## START THE RECORDS

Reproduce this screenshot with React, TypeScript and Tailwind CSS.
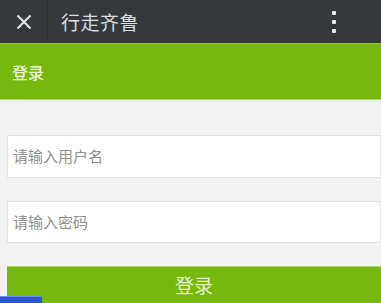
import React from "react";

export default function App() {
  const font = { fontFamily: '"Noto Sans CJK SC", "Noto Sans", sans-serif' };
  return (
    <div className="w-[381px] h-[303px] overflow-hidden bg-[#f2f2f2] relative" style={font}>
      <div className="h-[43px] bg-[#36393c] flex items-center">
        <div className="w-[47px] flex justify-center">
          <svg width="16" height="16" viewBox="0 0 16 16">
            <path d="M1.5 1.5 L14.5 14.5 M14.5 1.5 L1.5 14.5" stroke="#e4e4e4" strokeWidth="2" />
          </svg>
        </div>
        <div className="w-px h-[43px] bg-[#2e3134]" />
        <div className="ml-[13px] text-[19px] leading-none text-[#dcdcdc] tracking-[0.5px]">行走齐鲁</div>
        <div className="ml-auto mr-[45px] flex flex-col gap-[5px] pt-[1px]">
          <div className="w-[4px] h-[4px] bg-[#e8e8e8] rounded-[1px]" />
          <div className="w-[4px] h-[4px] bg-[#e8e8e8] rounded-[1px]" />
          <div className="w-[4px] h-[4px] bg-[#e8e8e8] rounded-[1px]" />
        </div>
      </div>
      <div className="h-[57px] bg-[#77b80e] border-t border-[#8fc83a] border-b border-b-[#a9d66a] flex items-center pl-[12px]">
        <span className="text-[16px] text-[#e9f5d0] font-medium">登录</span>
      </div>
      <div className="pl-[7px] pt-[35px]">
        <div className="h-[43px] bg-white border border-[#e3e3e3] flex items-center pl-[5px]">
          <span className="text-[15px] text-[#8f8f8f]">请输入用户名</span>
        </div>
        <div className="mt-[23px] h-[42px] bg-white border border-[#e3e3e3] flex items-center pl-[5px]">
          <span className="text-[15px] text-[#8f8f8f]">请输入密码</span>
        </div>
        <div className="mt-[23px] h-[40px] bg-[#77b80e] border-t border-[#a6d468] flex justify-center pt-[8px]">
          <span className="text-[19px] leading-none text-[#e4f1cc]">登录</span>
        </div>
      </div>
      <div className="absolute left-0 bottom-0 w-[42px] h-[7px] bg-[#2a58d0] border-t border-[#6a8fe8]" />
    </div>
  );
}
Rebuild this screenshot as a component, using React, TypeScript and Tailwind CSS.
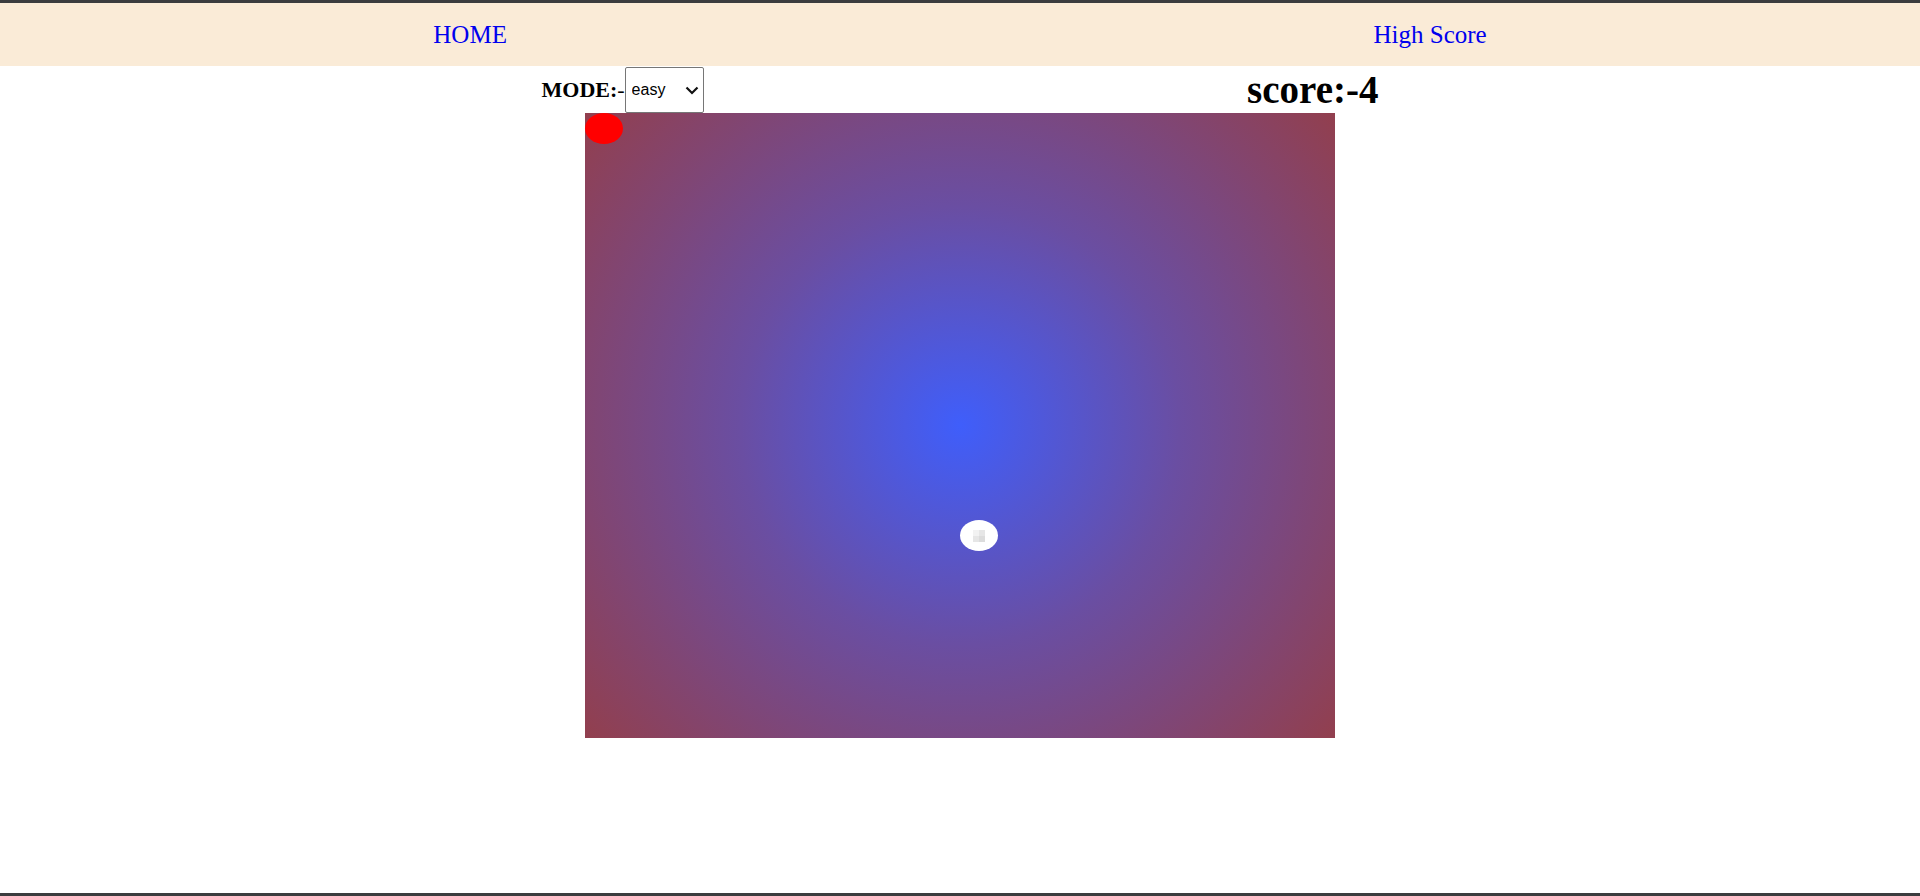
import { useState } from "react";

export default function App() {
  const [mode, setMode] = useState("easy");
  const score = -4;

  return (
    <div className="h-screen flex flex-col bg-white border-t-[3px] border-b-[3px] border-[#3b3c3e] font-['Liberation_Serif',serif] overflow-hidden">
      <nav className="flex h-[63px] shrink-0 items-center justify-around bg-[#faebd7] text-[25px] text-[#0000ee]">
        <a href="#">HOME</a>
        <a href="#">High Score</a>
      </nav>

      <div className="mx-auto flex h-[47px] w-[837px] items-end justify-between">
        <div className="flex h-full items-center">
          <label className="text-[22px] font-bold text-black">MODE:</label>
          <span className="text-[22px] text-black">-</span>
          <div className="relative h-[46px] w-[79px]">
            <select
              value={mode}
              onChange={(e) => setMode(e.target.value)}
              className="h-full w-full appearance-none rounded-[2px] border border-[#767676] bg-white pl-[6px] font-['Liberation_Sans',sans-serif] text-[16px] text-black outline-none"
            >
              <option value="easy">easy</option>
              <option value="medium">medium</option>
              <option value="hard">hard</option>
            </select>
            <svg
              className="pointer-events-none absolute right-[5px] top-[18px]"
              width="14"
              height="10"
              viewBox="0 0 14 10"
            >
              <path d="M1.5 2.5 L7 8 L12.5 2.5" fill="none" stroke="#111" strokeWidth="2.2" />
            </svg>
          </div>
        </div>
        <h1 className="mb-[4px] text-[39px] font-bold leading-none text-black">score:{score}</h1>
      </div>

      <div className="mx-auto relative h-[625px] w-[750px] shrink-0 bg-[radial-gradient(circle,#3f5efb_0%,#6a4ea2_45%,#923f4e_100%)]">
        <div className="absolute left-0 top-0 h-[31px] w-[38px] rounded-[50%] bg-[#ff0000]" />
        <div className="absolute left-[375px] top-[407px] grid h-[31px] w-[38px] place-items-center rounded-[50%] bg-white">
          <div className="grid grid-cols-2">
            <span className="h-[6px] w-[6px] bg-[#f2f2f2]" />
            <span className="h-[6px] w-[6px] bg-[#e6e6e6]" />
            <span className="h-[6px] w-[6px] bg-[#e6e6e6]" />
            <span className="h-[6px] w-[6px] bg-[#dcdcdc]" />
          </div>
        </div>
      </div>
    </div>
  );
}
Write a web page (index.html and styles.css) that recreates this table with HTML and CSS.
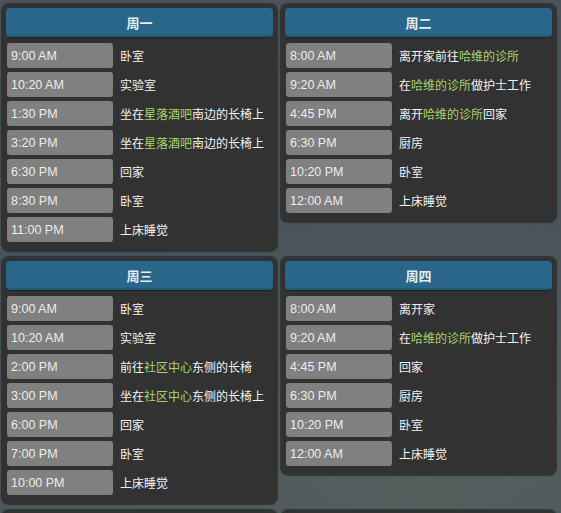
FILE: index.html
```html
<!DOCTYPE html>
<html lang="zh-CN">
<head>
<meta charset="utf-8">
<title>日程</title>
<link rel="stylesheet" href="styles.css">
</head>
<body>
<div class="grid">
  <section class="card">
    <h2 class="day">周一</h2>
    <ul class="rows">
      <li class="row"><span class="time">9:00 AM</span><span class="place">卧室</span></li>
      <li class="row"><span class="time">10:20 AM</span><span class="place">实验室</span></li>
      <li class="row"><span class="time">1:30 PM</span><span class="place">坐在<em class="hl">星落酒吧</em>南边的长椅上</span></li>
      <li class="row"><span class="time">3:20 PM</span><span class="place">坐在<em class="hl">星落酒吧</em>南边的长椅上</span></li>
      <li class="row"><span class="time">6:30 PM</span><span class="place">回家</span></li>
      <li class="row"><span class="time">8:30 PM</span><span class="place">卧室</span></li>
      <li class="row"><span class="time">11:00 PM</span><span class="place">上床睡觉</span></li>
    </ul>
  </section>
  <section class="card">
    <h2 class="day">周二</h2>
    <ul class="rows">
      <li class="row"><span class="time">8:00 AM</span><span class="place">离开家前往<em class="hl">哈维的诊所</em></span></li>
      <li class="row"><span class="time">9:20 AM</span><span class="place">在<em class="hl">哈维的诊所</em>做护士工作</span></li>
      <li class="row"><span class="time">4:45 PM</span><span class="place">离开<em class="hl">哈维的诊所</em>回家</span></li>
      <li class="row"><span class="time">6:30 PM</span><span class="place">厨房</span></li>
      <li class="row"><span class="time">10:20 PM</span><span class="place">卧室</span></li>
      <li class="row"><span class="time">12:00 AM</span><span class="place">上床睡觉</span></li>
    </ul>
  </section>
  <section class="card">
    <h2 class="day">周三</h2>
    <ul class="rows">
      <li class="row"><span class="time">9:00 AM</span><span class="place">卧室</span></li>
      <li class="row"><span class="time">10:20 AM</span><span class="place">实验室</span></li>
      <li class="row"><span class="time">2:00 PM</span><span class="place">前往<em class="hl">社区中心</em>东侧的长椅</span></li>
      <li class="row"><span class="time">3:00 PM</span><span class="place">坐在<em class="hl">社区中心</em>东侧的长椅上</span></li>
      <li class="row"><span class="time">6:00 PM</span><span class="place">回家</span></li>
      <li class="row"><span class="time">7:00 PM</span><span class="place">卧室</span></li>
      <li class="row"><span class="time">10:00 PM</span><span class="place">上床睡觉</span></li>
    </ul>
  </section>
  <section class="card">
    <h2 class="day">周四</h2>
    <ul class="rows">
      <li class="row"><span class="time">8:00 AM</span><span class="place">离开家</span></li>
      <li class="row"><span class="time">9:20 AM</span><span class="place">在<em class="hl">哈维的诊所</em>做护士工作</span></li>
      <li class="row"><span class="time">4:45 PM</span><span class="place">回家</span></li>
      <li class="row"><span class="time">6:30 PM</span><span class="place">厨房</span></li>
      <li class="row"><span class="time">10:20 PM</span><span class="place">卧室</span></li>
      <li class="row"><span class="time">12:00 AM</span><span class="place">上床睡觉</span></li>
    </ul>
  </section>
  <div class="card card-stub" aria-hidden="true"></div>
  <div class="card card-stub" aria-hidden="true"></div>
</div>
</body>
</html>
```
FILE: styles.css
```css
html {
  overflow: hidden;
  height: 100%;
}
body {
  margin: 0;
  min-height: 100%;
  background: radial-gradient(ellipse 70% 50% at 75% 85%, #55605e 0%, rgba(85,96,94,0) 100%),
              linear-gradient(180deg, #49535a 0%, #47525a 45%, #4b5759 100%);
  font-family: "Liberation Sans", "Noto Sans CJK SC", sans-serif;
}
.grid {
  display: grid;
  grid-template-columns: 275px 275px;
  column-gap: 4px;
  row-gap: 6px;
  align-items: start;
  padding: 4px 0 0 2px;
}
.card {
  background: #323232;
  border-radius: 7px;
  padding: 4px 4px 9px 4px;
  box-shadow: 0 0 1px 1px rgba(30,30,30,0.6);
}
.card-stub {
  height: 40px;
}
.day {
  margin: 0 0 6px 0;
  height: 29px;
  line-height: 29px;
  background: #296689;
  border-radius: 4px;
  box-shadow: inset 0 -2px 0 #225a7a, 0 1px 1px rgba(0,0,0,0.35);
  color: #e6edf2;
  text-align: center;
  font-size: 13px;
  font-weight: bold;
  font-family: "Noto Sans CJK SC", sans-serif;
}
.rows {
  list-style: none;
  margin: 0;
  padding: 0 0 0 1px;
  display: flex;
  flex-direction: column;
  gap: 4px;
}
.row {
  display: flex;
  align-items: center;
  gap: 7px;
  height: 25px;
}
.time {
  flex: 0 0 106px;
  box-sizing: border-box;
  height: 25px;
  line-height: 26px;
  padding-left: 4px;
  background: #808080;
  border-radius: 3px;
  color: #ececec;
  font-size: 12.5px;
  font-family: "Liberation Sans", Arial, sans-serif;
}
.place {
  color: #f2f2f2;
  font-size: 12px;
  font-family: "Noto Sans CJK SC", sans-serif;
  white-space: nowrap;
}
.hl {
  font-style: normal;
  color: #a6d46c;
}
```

## END THE RECORDS

(PROBLEM DESCRIPTION) Without any pictures, reproduce the lines from the first one in the material through the line that has "import React from", exactly as they appear.

(TASK ANSWER)
Reproduce this screenshot with React, TypeScript and Tailwind CSS.
import React from "react";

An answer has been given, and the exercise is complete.